April Fools!
I remember well when our good friend David K would call us on April 1 with a gigantic hoax. One year, he got Adam to believe that he owed an enormous amount of extra dues to the WGA. It wasn't until Adam started throwing fits on the phone that David let him in on the prank and did the ol' April Fools! yell.
I am not a prankster. I do not like surprises, rubber chickens, whoopie cushions, garage door openers that squirt water in my face. Though these things are simply juvenile, they do have a whiff of cruelty about them.
However, if someone really does go to great lengths to pull a huge prank, there is art in that and maybe worth the trouble.
April really is the cruelest month, not so much because it begins with this silly "holiday," but because it is spring and it is still cold. The flowering trees do not start up until mid to late April. Spring does not really take hold until May. But I digress. Back to silliness.
I do not like Renaissance festivals or body paint. I do not like people in furry outfits.
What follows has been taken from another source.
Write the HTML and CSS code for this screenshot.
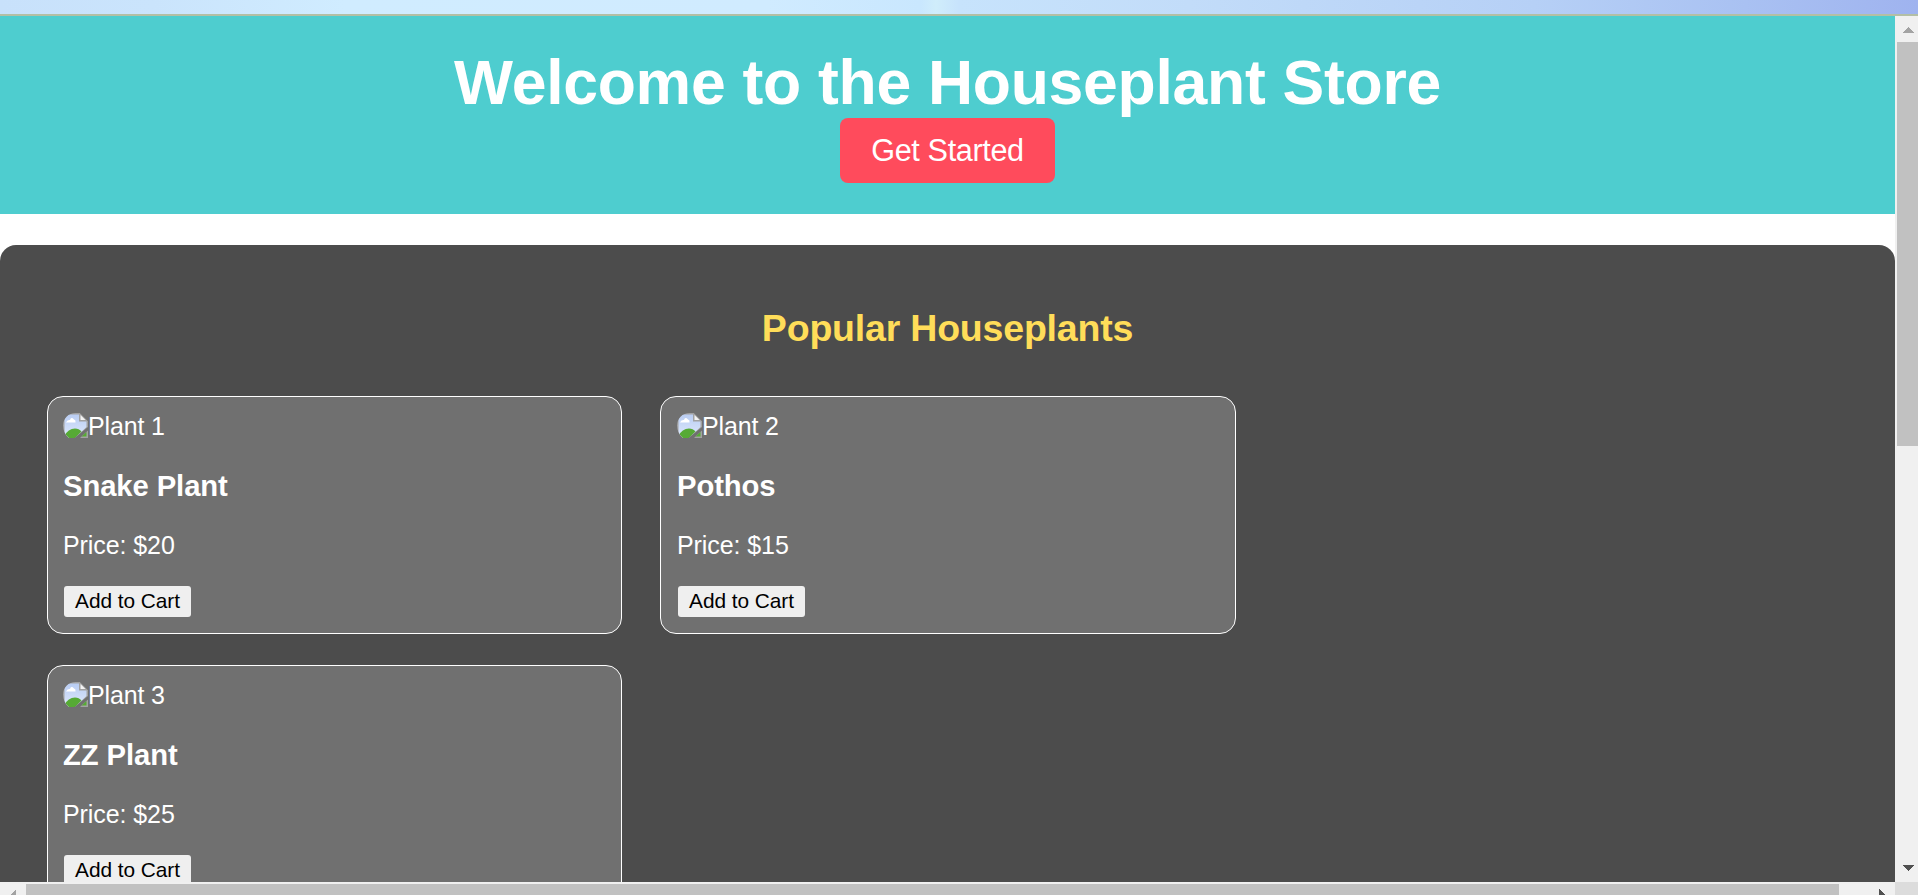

April Fools Day feels like the silliest thing ever. And maybe, just maybe, it is good for little kids to learn that lying can be a bit fun-hearted. I don't know.
Don't let anyone fool you today. And if they do, it better be worth it.
2 comments:
Expect the three ghosts of April Fool's past to visit you March 31st of next year.
SAT Q & A: April Fools day is to a practical joker what New Year's Eve is to a dipsomaniac: amateur night.